▸ **DO THIS**
Retype each line exactly. Skip images.
··· SUPPLIED DATA
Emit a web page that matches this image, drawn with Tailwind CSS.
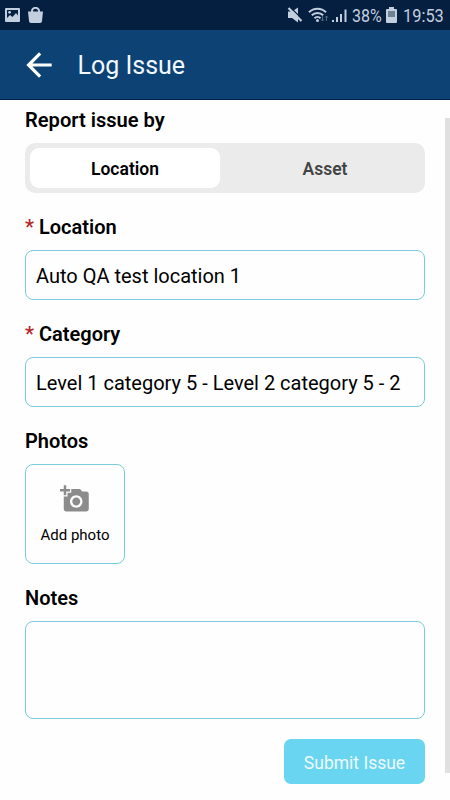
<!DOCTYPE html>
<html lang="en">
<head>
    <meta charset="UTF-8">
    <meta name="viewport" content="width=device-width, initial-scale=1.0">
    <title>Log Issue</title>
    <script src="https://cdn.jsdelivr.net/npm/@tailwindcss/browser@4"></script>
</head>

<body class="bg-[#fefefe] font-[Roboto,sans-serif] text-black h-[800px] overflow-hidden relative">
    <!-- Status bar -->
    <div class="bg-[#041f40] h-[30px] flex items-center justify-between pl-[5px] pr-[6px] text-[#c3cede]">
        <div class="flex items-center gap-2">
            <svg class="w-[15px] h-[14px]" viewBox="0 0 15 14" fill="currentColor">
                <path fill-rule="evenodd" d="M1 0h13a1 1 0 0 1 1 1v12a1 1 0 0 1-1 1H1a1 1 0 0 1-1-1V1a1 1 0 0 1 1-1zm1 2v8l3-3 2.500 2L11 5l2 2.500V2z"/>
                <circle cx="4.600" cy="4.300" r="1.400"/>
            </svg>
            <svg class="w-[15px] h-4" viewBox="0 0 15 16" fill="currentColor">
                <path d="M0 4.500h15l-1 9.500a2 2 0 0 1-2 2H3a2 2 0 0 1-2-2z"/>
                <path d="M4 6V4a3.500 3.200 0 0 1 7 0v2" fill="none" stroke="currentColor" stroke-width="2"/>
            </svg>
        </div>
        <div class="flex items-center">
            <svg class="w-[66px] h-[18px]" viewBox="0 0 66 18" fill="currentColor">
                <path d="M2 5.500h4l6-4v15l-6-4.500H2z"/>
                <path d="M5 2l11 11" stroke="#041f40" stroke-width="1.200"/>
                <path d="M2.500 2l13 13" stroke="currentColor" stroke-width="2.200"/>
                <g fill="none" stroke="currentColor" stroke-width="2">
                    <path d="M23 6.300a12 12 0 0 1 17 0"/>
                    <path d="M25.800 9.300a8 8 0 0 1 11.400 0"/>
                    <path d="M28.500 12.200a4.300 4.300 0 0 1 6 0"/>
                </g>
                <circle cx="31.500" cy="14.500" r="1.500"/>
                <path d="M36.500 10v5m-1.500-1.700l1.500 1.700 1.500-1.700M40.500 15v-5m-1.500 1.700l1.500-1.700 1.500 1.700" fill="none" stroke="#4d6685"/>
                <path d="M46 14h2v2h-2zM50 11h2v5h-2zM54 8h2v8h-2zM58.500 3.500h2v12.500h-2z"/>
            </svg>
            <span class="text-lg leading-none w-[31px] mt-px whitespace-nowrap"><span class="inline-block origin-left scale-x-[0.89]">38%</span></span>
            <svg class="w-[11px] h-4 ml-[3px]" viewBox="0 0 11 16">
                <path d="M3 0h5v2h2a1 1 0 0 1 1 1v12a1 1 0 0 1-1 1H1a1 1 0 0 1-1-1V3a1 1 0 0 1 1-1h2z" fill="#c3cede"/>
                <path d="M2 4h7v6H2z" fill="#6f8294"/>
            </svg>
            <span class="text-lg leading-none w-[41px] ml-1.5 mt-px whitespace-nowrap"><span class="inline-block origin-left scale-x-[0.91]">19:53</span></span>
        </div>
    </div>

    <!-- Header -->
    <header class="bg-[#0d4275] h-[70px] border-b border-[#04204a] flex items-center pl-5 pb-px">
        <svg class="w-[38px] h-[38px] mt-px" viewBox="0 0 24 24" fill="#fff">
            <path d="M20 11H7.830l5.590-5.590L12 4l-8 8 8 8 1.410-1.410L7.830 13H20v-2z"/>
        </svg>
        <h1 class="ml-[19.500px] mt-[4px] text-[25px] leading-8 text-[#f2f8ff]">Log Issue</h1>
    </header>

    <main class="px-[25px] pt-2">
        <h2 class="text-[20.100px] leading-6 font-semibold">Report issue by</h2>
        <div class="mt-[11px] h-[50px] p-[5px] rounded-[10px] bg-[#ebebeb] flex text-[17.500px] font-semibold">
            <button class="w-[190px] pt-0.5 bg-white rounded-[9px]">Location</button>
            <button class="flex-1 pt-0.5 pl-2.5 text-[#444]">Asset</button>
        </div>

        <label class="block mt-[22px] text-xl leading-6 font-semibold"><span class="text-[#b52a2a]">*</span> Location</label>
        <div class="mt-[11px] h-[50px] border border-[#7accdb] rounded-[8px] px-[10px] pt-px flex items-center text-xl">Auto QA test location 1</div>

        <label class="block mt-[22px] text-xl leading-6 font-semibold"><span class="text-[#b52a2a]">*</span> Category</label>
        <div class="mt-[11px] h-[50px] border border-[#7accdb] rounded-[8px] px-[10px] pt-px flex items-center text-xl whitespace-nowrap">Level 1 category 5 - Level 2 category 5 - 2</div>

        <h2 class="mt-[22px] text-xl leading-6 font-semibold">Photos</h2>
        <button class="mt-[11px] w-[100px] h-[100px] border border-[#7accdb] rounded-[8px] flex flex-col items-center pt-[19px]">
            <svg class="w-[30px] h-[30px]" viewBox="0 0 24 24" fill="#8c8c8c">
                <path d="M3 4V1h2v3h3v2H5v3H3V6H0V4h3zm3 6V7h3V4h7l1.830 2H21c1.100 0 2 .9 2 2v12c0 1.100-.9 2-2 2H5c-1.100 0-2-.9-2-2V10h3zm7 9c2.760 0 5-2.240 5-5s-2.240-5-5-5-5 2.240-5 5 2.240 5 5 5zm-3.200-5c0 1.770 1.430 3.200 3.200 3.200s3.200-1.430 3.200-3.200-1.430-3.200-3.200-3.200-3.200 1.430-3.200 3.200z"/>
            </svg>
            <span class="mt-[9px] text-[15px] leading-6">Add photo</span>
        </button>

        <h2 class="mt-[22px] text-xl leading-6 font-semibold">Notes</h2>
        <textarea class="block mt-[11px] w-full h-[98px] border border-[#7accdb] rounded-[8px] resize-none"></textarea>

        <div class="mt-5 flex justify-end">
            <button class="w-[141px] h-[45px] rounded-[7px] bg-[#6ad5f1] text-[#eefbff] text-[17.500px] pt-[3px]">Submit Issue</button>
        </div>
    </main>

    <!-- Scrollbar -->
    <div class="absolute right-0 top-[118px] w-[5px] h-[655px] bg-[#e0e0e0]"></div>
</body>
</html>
······
▸ **COMPLETED EXERCISE**
Emit a web page that matches this image, drawn with Tailwind CSS.
<!DOCTYPE html>
<html lang="en">
<head>
    <meta charset="UTF-8">
    <meta name="viewport" content="width=device-width, initial-scale=1.0">
    <title>Log Issue</title>
    <script src="https://cdn.jsdelivr.net/npm/@tailwindcss/browser@4"></script>
</head>

<body class="bg-[#fefefe] font-[Roboto,sans-serif] text-black h-[800px] overflow-hidden relative">
    <!-- Status bar -->
    <div class="bg-[#041f40] h-[30px] flex items-center justify-between pl-[5px] pr-[6px] text-[#c3cede]">
        <div class="flex items-center gap-2">
            <svg class="w-[15px] h-[14px]" viewBox="0 0 15 14" fill="currentColor">
                <path fill-rule="evenodd" d="M1 0h13a1 1 0 0 1 1 1v12a1 1 0 0 1-1 1H1a1 1 0 0 1-1-1V1a1 1 0 0 1 1-1zm1 2v8l3-3 2.500 2L11 5l2 2.500V2z"/>
                <circle cx="4.600" cy="4.300" r="1.400"/>
            </svg>
            <svg class="w-[15px] h-4" viewBox="0 0 15 16" fill="currentColor">
                <path d="M0 4.500h15l-1 9.500a2 2 0 0 1-2 2H3a2 2 0 0 1-2-2z"/>
                <path d="M4 6V4a3.500 3.200 0 0 1 7 0v2" fill="none" stroke="currentColor" stroke-width="2"/>
            </svg>
        </div>
        <div class="flex items-center">
            <svg class="w-[66px] h-[18px]" viewBox="0 0 66 18" fill="currentColor">
                <path d="M2 5.500h4l6-4v15l-6-4.500H2z"/>
                <path d="M5 2l11 11" stroke="#041f40" stroke-width="1.200"/>
                <path d="M2.500 2l13 13" stroke="currentColor" stroke-width="2.200"/>
                <g fill="none" stroke="currentColor" stroke-width="2">
                    <path d="M23 6.300a12 12 0 0 1 17 0"/>
                    <path d="M25.800 9.300a8 8 0 0 1 11.400 0"/>
                    <path d="M28.500 12.200a4.300 4.300 0 0 1 6 0"/>
                </g>
                <circle cx="31.500" cy="14.500" r="1.500"/>
                <path d="M36.500 10v5m-1.500-1.700l1.500 1.700 1.500-1.700M40.500 15v-5m-1.500 1.700l1.500-1.700 1.500 1.700" fill="none" stroke="#4d6685"/>
                <path d="M46 14h2v2h-2zM50 11h2v5h-2zM54 8h2v8h-2zM58.500 3.500h2v12.500h-2z"/>
            </svg>
            <span class="text-lg leading-none w-[31px] mt-px whitespace-nowrap"><span class="inline-block origin-left scale-x-[0.89]">38%</span></span>
            <svg class="w-[11px] h-4 ml-[3px]" viewBox="0 0 11 16">
                <path d="M3 0h5v2h2a1 1 0 0 1 1 1v12a1 1 0 0 1-1 1H1a1 1 0 0 1-1-1V3a1 1 0 0 1 1-1h2z" fill="#c3cede"/>
                <path d="M2 4h7v6H2z" fill="#6f8294"/>
            </svg>
            <span class="text-lg leading-none w-[41px] ml-1.5 mt-px whitespace-nowrap"><span class="inline-block origin-left scale-x-[0.91]">19:53</span></span>
        </div>
    </div>

    <!-- Header -->
    <header class="bg-[#0d4275] h-[70px] border-b border-[#04204a] flex items-center pl-5 pb-px">
        <svg class="w-[38px] h-[38px] mt-px" viewBox="0 0 24 24" fill="#fff">
            <path d="M20 11H7.830l5.590-5.590L12 4l-8 8 8 8 1.410-1.410L7.830 13H20v-2z"/>
        </svg>
        <h1 class="ml-[19.500px] mt-[4px] text-[25px] leading-8 text-[#f2f8ff]">Log Issue</h1>
    </header>

    <main class="px-[25px] pt-2">
        <h2 class="text-[20.100px] leading-6 font-semibold">Report issue by</h2>
        <div class="mt-[11px] h-[50px] p-[5px] rounded-[10px] bg-[#ebebeb] flex text-[17.500px] font-semibold">
            <button class="w-[190px] pt-0.5 bg-white rounded-[9px]">Location</button>
            <button class="flex-1 pt-0.5 pl-2.5 text-[#444]">Asset</button>
        </div>

        <label class="block mt-[22px] text-xl leading-6 font-semibold"><span class="text-[#b52a2a]">*</span> Location</label>
        <div class="mt-[11px] h-[50px] border border-[#7accdb] rounded-[8px] px-[10px] pt-px flex items-center text-xl">Auto QA test location 1</div>

        <label class="block mt-[22px] text-xl leading-6 font-semibold"><span class="text-[#b52a2a]">*</span> Category</label>
        <div class="mt-[11px] h-[50px] border border-[#7accdb] rounded-[8px] px-[10px] pt-px flex items-center text-xl whitespace-nowrap">Level 1 category 5 - Level 2 category 5 - 2</div>

        <h2 class="mt-[22px] text-xl leading-6 font-semibold">Photos</h2>
        <button class="mt-[11px] w-[100px] h-[100px] border border-[#7accdb] rounded-[8px] flex flex-col items-center pt-[19px]">
            <svg class="w-[30px] h-[30px]" viewBox="0 0 24 24" fill="#8c8c8c">
                <path d="M3 4V1h2v3h3v2H5v3H3V6H0V4h3zm3 6V7h3V4h7l1.830 2H21c1.100 0 2 .9 2 2v12c0 1.100-.9 2-2 2H5c-1.100 0-2-.9-2-2V10h3zm7 9c2.760 0 5-2.240 5-5s-2.240-5-5-5-5 2.240-5 5 2.240 5 5 5zm-3.200-5c0 1.770 1.430 3.200 3.200 3.200s3.200-1.430 3.200-3.200-1.430-3.200-3.200-3.200-3.200 1.430-3.200 3.200z"/>
            </svg>
            <span class="mt-[9px] text-[15px] leading-6">Add photo</span>
        </button>

        <h2 class="mt-[22px] text-xl leading-6 font-semibold">Notes</h2>
        <textarea class="block mt-[11px] w-full h-[98px] border border-[#7accdb] rounded-[8px] resize-none"></textarea>

        <div class="mt-5 flex justify-end">
            <button class="w-[141px] h-[45px] rounded-[7px] bg-[#6ad5f1] text-[#eefbff] text-[17.500px] pt-[3px]">Submit Issue</button>
        </div>
    </main>

    <!-- Scrollbar -->
    <div class="absolute right-0 top-[118px] w-[5px] h-[655px] bg-[#e0e0e0]"></div>
</body>
</html>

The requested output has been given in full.